Problem to work on: In the data that follows, count every line holding the string "index" and give the count alone.

Record extracts:
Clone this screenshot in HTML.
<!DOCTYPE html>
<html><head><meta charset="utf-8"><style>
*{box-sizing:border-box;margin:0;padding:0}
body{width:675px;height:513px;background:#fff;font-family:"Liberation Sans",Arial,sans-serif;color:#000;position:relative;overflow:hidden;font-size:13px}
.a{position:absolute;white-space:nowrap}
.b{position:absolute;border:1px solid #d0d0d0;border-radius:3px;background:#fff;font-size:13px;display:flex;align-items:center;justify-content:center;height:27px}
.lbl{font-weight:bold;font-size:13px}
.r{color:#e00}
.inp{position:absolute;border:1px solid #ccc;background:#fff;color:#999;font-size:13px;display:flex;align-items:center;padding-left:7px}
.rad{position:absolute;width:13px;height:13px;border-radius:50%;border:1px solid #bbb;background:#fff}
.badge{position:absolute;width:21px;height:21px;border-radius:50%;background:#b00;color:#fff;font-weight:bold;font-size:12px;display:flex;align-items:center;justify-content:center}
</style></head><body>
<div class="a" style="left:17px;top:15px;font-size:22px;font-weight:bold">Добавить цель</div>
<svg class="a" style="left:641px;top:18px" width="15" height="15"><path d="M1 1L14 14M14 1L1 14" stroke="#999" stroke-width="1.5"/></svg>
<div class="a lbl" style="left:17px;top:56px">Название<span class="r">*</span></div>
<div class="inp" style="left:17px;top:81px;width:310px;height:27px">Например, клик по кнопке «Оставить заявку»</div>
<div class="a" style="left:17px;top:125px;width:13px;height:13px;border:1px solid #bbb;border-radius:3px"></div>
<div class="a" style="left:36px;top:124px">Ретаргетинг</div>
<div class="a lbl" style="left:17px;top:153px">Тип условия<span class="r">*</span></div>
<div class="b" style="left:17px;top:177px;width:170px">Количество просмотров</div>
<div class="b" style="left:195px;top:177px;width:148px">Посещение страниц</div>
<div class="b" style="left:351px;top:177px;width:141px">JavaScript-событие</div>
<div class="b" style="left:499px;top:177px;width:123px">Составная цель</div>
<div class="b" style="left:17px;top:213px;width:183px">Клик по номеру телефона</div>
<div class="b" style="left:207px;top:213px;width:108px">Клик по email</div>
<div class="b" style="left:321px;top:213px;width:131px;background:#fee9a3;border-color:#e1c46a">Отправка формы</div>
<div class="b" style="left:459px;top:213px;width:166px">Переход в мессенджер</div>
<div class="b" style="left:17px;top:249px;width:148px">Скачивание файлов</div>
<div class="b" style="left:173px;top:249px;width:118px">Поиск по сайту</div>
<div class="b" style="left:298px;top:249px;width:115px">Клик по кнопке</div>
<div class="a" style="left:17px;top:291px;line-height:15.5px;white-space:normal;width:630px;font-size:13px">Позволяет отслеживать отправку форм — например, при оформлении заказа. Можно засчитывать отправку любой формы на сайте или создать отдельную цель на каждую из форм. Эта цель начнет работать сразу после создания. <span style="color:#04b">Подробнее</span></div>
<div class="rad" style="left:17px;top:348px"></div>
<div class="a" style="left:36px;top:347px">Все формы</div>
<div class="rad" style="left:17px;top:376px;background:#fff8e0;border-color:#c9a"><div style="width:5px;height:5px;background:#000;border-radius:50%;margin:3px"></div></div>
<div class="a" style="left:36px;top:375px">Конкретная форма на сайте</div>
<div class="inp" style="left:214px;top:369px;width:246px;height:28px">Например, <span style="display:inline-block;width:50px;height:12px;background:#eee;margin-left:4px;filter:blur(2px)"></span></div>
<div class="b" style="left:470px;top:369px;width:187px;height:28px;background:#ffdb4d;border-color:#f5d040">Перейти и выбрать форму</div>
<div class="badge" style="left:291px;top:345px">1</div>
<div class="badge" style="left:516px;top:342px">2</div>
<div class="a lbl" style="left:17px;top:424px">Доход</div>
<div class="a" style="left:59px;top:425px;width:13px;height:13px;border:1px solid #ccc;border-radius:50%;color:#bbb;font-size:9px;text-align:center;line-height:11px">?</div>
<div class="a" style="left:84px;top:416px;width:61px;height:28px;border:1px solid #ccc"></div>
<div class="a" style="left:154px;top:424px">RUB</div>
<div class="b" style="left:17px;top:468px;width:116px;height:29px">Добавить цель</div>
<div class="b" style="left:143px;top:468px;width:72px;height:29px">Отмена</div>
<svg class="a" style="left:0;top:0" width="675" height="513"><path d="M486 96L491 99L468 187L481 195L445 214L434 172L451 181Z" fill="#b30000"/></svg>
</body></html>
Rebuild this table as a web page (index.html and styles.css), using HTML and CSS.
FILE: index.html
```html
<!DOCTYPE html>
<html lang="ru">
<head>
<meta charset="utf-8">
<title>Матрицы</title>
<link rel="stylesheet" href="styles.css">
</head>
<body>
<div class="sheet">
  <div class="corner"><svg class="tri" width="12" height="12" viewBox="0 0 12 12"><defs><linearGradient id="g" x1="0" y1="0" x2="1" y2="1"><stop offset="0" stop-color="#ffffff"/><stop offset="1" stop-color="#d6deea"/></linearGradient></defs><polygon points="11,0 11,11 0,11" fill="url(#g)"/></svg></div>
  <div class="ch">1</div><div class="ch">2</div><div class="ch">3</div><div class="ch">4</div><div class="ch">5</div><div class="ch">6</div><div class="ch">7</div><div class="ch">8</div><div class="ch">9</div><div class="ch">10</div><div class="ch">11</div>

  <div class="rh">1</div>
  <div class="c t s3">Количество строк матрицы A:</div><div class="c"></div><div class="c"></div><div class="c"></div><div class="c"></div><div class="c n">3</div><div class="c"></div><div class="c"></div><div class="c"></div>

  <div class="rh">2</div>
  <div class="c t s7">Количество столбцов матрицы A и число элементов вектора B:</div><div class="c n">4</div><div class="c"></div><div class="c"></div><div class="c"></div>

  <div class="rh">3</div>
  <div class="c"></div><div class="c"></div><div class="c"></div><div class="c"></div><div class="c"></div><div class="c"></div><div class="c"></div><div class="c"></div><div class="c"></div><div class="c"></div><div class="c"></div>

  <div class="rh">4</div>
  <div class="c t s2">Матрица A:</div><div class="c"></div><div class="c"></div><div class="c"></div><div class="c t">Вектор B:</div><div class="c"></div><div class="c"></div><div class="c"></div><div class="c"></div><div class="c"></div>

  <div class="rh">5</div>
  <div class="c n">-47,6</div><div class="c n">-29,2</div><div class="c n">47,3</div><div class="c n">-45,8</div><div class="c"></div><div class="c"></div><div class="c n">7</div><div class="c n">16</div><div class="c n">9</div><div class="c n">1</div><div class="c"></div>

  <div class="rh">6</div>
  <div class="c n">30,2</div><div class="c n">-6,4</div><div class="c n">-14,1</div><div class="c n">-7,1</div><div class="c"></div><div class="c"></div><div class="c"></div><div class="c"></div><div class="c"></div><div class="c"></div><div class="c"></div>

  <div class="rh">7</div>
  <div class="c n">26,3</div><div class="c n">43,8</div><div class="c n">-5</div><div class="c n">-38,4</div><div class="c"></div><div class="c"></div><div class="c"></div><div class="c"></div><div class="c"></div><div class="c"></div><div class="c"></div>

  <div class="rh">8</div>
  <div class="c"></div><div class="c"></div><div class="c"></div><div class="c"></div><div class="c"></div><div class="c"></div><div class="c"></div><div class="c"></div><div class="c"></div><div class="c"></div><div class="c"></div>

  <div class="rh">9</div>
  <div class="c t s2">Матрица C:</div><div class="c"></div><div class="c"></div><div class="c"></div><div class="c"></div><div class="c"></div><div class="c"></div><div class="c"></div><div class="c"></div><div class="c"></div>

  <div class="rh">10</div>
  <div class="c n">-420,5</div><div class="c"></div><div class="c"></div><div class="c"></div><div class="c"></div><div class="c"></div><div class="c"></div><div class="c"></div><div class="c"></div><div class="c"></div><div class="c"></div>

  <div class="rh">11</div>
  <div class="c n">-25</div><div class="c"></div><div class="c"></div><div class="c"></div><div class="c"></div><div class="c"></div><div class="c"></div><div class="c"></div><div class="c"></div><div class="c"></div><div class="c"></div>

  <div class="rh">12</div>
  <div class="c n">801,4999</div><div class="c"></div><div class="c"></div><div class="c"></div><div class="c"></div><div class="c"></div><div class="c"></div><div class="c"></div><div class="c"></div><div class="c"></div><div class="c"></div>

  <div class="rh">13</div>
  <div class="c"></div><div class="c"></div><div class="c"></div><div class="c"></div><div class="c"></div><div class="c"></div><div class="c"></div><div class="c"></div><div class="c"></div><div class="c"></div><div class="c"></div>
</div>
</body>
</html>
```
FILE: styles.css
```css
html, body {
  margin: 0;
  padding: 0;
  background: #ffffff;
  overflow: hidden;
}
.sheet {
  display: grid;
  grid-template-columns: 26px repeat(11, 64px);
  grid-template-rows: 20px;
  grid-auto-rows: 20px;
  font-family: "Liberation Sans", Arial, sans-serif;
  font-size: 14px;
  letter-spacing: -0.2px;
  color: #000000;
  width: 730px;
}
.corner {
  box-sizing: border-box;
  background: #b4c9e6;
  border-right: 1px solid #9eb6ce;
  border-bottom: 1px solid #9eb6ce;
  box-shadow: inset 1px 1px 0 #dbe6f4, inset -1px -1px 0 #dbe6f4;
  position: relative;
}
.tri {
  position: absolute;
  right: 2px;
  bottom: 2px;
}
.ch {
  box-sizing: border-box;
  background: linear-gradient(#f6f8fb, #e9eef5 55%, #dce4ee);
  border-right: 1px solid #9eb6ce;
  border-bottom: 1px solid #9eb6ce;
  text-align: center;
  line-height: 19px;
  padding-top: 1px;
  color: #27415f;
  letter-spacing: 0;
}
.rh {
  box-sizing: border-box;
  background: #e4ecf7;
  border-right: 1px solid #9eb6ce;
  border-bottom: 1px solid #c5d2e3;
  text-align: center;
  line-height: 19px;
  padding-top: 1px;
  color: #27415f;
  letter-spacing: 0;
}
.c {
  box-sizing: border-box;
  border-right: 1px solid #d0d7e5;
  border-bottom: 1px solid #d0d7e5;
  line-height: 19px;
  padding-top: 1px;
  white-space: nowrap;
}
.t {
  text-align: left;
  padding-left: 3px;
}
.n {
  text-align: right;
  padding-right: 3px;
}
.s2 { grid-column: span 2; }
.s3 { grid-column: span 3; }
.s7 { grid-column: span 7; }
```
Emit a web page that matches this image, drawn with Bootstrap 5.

Result: 2